The $28 billion deal combining BB&T Corp. and SunTrust Banks Inc. -- the largest U.S. bank merger in more than a decade -- was completed after trading closed last week. That left the rebranded Charlotte, North Carolina-based firm poised to start trading on the New York Stock Exchange Monday morning under the ticker TFC.
For all the predictions that this transaction would kick off a wave of deals among the biggest regional lenders, the reality in the 10 months since it was announced has been underwhelming. The second-biggest bank deal this year was valued at about $3.9 billion, not even a fifth the size of BB&T’s purchase of SunTrust.
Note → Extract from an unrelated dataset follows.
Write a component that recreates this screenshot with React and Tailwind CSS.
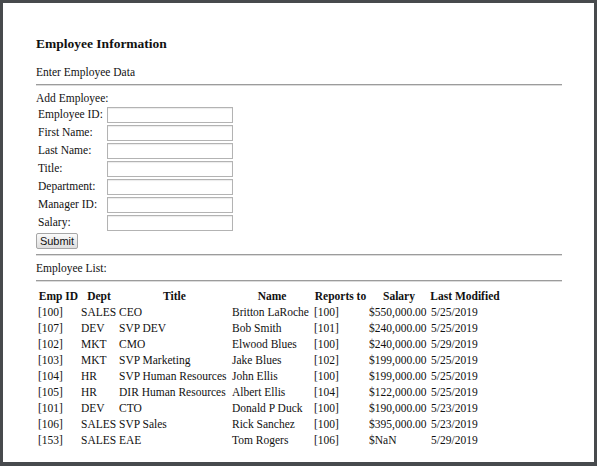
import React from 'react';

const fields = ['Employee ID:', 'First Name:', 'Last Name:', 'Title:', 'Department:', 'Manager ID:', 'Salary:'];

const employees = [
    ['[100]', 'SALES', 'CEO', 'Britton LaRoche', '[100]', '$550,000.00', '5/25/2019'],
    ['[107]', 'DEV', 'SVP DEV', 'Bob Smith', '[101]', '$240,000.00', '5/25/2019'],
    ['[102]', 'MKT', 'CMO', 'Elwood Blues', '[100]', '$240,000.00', '5/29/2019'],
    ['[103]', 'MKT', 'SVP Marketing', 'Jake Blues', '[102]', '$199,000.00', '5/25/2019'],
    ['[104]', 'HR', 'SVP Human Resources', 'John Ellis', '[100]', '$199,000.00', '5/25/2019'],
    ['[105]', 'HR', 'DIR Human Resources', 'Albert Ellis', '[104]', '$122,000.00', '5/25/2019'],
    ['[101]', 'DEV', 'CTO', 'Donald P Duck', '[100]', '$190,000.00', '5/23/2019'],
    ['[106]', 'SALES', 'SVP Sales', 'Rick Sanchez', '[100]', '$395,000.00', '5/23/2019'],
    ['[153]', 'SALES', 'EAE', 'Tom Rogers', '[106]', '$NaN', '5/29/2019'],
];

const headers = ['Emp ID', 'Dept', 'Title', 'Name', 'Reports to', 'Salary', 'Last Modified'];

function Rule() {
    return <div className="h-[2px] border-t border-[#9c9c9c] border-b border-b-[#dcdcdc]" />;
}

export default function App() {
    return (
        <div className="w-[597px] h-[466px] bg-[#474a4d] pt-[3px] pl-[3px] pr-[3px] pb-[4px]">
            <div className="h-full bg-white pl-[33px] pr-[32px] text-[11.5px] text-[#111] font-['Liberation_Serif',serif]">
                <h3 className="pt-[33px] h-[49px] leading-4 text-[13.5px] font-bold">Employee Information</h3>

                <p className="mt-3 h-4 leading-4">Enter Employee Data</p>
                <div className="mt-1"><Rule /></div>

                <p className="mt-[5px] h-[15px] leading-[15px]">Add Employee:</p>
                <form onSubmit={(e) => e.preventDefault()}>
                    {fields.map((f) => (
                        <div key={f} className="flex h-[18px] items-start pl-[2px]">
                            <label className="w-[69px] h-[18px] leading-[17px] whitespace-nowrap">{f}</label>
                            <input className="mt-px w-[126px] h-4 border border-[#b3b3b3] shadow-[inset_0_1px_1px_rgba(0,0,0,0.08)] bg-white outline-none" />
                        </div>
                    ))}
                    <button
                        type="submit"
                        className="mt-px h-4 w-[42px] border border-[#a6a6a6] rounded-[2px] bg-gradient-to-b from-[#fafafa] to-[#dedede] text-[11px] leading-[14px] text-[#111] font-['Liberation_Sans',Arial,sans-serif]"
                    >
                        Submit
                    </button>
                </form>

                <div className="mt-[4px]"><Rule /></div>
                <p className="mt-1 h-4 leading-4">Employee List:</p>
                <div className="mt-1"><Rule /></div>

                <table className="mt-[6px] ml-px table-fixed border-collapse">
                    <colgroup>
                        <col className="w-[43px]" />
                        <col className="w-[38px]" />
                        <col className="w-[113px]" />
                        <col className="w-[82px]" />
                        <col className="w-[55px]" />
                        <col className="w-[62px]" />
                        <col className="w-[70px]" />
                    </colgroup>
                    <thead>
                        <tr className="h-4">
                            {headers.map((h) => (
                                <th key={h} className="p-0 text-center font-bold leading-4 whitespace-nowrap">{h}</th>
                            ))}
                        </tr>
                    </thead>
                    <tbody>
                        {employees.map((row, i) => (
                            <tr key={i} className="h-4">
                                {row.map((c, j) => (
                                    <td key={j} className="p-0 pl-px leading-4 whitespace-nowrap overflow-visible">{c}</td>
                                ))}
                            </tr>
                        ))}
                    </tbody>
                </table>
            </div>
        </div>
    );
}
“The reason you didn’t see an immediate splash was because I think our deal was large, it caught everybody off guard, I think a lot of people were skeptical as to whether it would get approved,” Truist Chief Executive Officer Kelly King said in an interview. “It was a wait-and-see attitude. Now the wait-and-see is over.”
Truist shares rose 0.7% to $54.61 at 10:58 a.m. in New York.
When King and Bill Rogers, SunTrust’s former CEO and Truist’s president and chief operating officer, announced the deal in February, they pointed to cost savings that would free up money for technology spending. Truist agreed not to shutter any overlapping branches for a year. After that, some will close, King said.
Scale will likely become more important as banks compete in a technology arms race, according to an October McKinsey & Co. report. Combinations can free up money for tech spending, the consultancy said at the time.
“We are shocked there haven’t been more mergers since the announcement of BB&T and SunTrust,” Wells Fargo & Co. analyst Mike Mayo said in an interview. “The need for scale is greater than ever before.”
Banks looking to do major deals may be facing a window that closes at the 2020 election. Senator Elizabeth Warren, a Democratic presidential candidate, introduced legislation last week requiring more scrutiny for bank mergers. She cited the BB&T-SunTrust deal in the first paragraph of her statement.
The potential for harsher scrutiny may add a sense of urgency to any potential tie-ups.
“If you’re really looking to do something meaningful, you probably want to do it within the next 12 months,” Kyle Sanders, an analyst at Edward Jones, said in an interview.
Truist’s King said the same: “Certainty is better than uncertainty, so if I were starting fresh today trying to think about doing something, yeah, I’d try to get it done before the election, just because who knows?”
Lenders including Regions Financial Corp. and Toronto-Dominion Bank have expressed interest in transactions. Still, executives and analysts around the industry aren’t convinced the once-predicted wave of big deals will arrive soon.
For one thing, valuations are high: U.S. Bancorp, PNC Financial Services Group Inc. and Citizens Financial Group Inc. are among U.S. regional lenders that saw their shares hit 52-week highs last week.
Bank executives have varying views on the best way to get bigger in a world where physical footprint is less relevant. Earlier this year, U.S. Bancorp CEO Andy Cecere said the Minneapolis-based firm is more likely to make a large acquisition than a small one because of its ability to enter new markets with its “digital-first” strategy.
“I still don’t expect to see deal after deal after deal, but I do think there are some that we’ve thought about in the past that look like they might make sense,” said Sanders, the Edward Jones analyst.